Vi sono delle verità, delle sentenze, dei proverbi o delle immagini che – non so perché – mi rimangono impresse e non le dimentico come avviene per tantissime altre cose. A me piace Guareschi, sornione, ricco di humour e di poesia, scorrevole ed immediato.
Di questo autore, in questi giorni di primavera in cui la natura si veste di colori tenui e dolci, di incanto e di delicata poesia, mi sovviene un episodio di cui credo di aver parlato altre volte. Don Camillo, in una recita all’asilo parrocchiale, fa dire al figlio di Peppone una poesia. Il sindaco rosso si indigna perché il prete reazionario ha tentato di rovinargli politicamente il figlio. Tuttavia, finita la recita, si prende sottobraccio il bambino, se lo porta in aperta campagna tra i filari di viti e gli fa recitare per dieci volte la poesia. E poi conclude commosso: “Anche quando trionferà il proletariato dovranno rimanere le poesie!”
Talvolta, soprattutto nel passato, qualcuno mi ha fatto osservare che ero un po’ romantico, che premevo di frequente i tasti del sentimento. E’ vero, non me ne vergogno, io ritengo che la meraviglia, l’incanto, lo stupore e il sentimento, siano delle componenti importanti della persona e guai a non possederle, perché ci si ridurrebbe ad essere pressoché dei robot.

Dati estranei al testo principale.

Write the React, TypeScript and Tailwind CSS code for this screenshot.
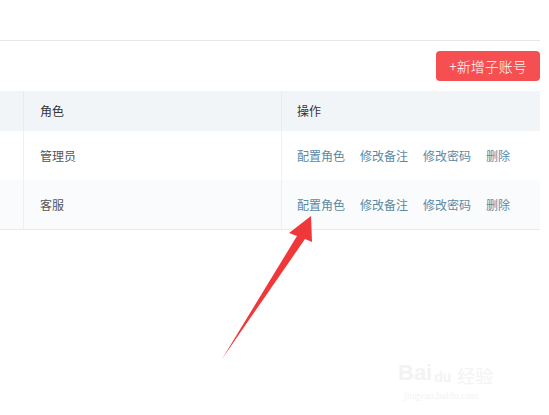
import React from 'react';

const rows = [
  { role: '管理员', bg: 'bg-white' },
  { role: '客服', bg: 'bg-[#fafbfc]' },
];

const actions = ['配置角色', '修改备注', '修改密码', '删除'];

const App: React.FC = () => {
  return (
    <div
      className="relative w-[549px] h-[415px] bg-white overflow-hidden text-[12px] text-[#333]"
      style={{ fontFamily: '"Noto Sans CJK SC", "Liberation Sans", sans-serif' }}
    >
      <div className="pr-[9px]">
        <div className="h-[40px]" />
        <div className="h-px bg-[#e6e6e6]" />

        {/* toolbar */}
        <div className="flex justify-end pt-[10px] pb-[10px]">
          <button className="w-[104px] h-[30px] rounded-[4px] bg-[#f64f52] text-white text-[14px] font-light leading-[30px] text-center">
            +新增子账号
          </button>
        </div>

        {/* table */}
        <div className="border-b border-[#e8ebee]">
          <div className="flex h-[40px] bg-[#f2f5f8] items-center">
            <div className="w-[24px] h-full border-r border-[#e8ecf0]" />
            <div className="w-[258px] h-full border-r border-[#e8ecf0] flex items-center pl-[16px]">角色</div>
            <div className="flex-1 h-full flex items-center pl-[15px]">操作</div>
          </div>
          {rows.map((r) => (
            <div key={r.role} className={`flex h-[49px] ${r.bg}`}>
              <div className="w-[24px] h-full border-r border-[#eef0f2]" />
              <div className="w-[258px] h-full border-r border-[#eef0f2] flex items-center pl-[16px] text-[#555]">
                {r.role}
              </div>
              <div className="flex-1 h-full flex items-center pl-[15px] gap-[15px] text-[#5a89a5]">
                {actions.map((a) => (
                  <span key={a}>{a}</span>
                ))}
              </div>
            </div>
          ))}
        </div>
      </div>

      {/* red arrow annotation */}
      <svg className="absolute left-0 top-0" width="549" height="415" viewBox="0 0 549 415">
        <polygon
          points="222,359 297,236 289,233 311,216 312,242 305,239"
          fill="#f0383a"
        />
      </svg>

      {/* faint watermark */}
      <div className="absolute left-[398px] top-[362px] flex flex-col items-start text-[#f3f3f3] select-none">
        <div className="flex items-end gap-[2px] leading-none">
          <span className="text-[22px] font-bold" style={{ fontFamily: '"Liberation Sans", sans-serif' }}>Bai</span>
          <span className="text-[14px] font-bold" style={{ fontFamily: '"Liberation Sans", sans-serif' }}>du</span>
          <span className="text-[18px] ml-[4px]">经验</span>
        </div>
        <span className="text-[10px] mt-[4px] ml-[6px]" style={{ fontFamily: '"Liberation Serif", serif' }}>
          jingyan.baidu.com
        </span>
      </div>
    </div>
  );
};

export default App;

L’uomo di oggi corre questo pericolo, perché si colloca esattamente al lato opposto del romanticismo, diventa indifferente, arido, senza emozioni e senza sogni.
Mi domando di frequente: “Ma la mia gente si è accorta che è primavera? Si è accorta di quant’è bella questa stagione così leggiadra e vezzosa? Si è accorta di quant’è bello il cielo, il prato con la dolce sinfonia dei suoi colori, gli alberi che stanno gemmando, i cespugli in fiore? Si è accorta degli occhi grandi dei bimbi e dell’armonia delle nostre donne?! Povera gente, in costante ricerca di emozioni forti e volgari!

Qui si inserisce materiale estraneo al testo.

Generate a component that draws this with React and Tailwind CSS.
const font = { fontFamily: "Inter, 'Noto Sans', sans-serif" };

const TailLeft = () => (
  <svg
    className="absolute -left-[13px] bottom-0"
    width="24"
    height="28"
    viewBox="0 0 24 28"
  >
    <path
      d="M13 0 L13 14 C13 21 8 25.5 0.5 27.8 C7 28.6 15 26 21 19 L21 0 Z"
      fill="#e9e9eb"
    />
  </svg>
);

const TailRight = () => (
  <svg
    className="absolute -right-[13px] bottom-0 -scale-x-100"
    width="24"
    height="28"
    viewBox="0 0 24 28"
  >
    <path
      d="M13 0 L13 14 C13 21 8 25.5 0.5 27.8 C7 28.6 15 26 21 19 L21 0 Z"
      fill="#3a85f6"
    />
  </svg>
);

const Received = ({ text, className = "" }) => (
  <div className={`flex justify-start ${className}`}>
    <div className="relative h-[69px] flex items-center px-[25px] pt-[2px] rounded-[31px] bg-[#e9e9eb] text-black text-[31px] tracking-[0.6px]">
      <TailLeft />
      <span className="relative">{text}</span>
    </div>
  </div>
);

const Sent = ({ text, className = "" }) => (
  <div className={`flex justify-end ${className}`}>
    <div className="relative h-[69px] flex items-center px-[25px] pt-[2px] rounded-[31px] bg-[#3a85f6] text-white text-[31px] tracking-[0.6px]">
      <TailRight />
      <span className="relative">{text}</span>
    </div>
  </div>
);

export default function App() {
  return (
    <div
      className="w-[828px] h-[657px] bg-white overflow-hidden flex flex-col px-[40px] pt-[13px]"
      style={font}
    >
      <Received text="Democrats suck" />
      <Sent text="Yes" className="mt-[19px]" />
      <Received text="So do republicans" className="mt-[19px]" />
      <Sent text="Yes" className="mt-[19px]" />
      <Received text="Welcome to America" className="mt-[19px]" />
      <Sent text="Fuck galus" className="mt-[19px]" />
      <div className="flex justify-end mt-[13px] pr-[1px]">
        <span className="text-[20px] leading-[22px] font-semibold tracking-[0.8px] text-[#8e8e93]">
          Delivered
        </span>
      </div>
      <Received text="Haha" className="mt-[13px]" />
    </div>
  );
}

Non auguro a nessuno alcune esperienze che ho fatto essendomi dovuto sottoporre a degli impegnativi e pericolosi interventi chirurgici, comunque credo di dover confessare che ogni volta che sono tornato dalle corsie dell’ospedale mi sono stupito di non essermi accorto prima di quanto bella sia la gente, quanto cara la mia città che tutti definiscono anonima e città dormitorio. Tanto che ringrazio il Signore di quelle prove perché lo stupore e la meraviglia provati al ritorno, m’hanno ripagato a iosa di quelle esperienze dolorose.
In un bellissimo volume che ha toccato le corde più profonde e più sacre del mio animo, “Le ultime lettere dei condannati a morte della resistenza europea”, ricordo le parole accorate di una ragazza ventenne che, prima di salire sul patibolo, scrive ai suoi cari: “Ziette care, anime mie, ricordatemi con amore, ma amate la vita, amate l’amore, godete anche delle cose più semplici e quotidiane. Mentre mi congedo da voi mi par di sentire gli odori e i rumori della nostra casa, l’odore delle patate bollite, il tintinnio delle posate. Quant’è bella la vita! Amatela e godetela appieno!”.
Mi auguro che i miei concittadini possano scoprire le tante cose semplici e belle della vita, senza dover salire sul patibolo.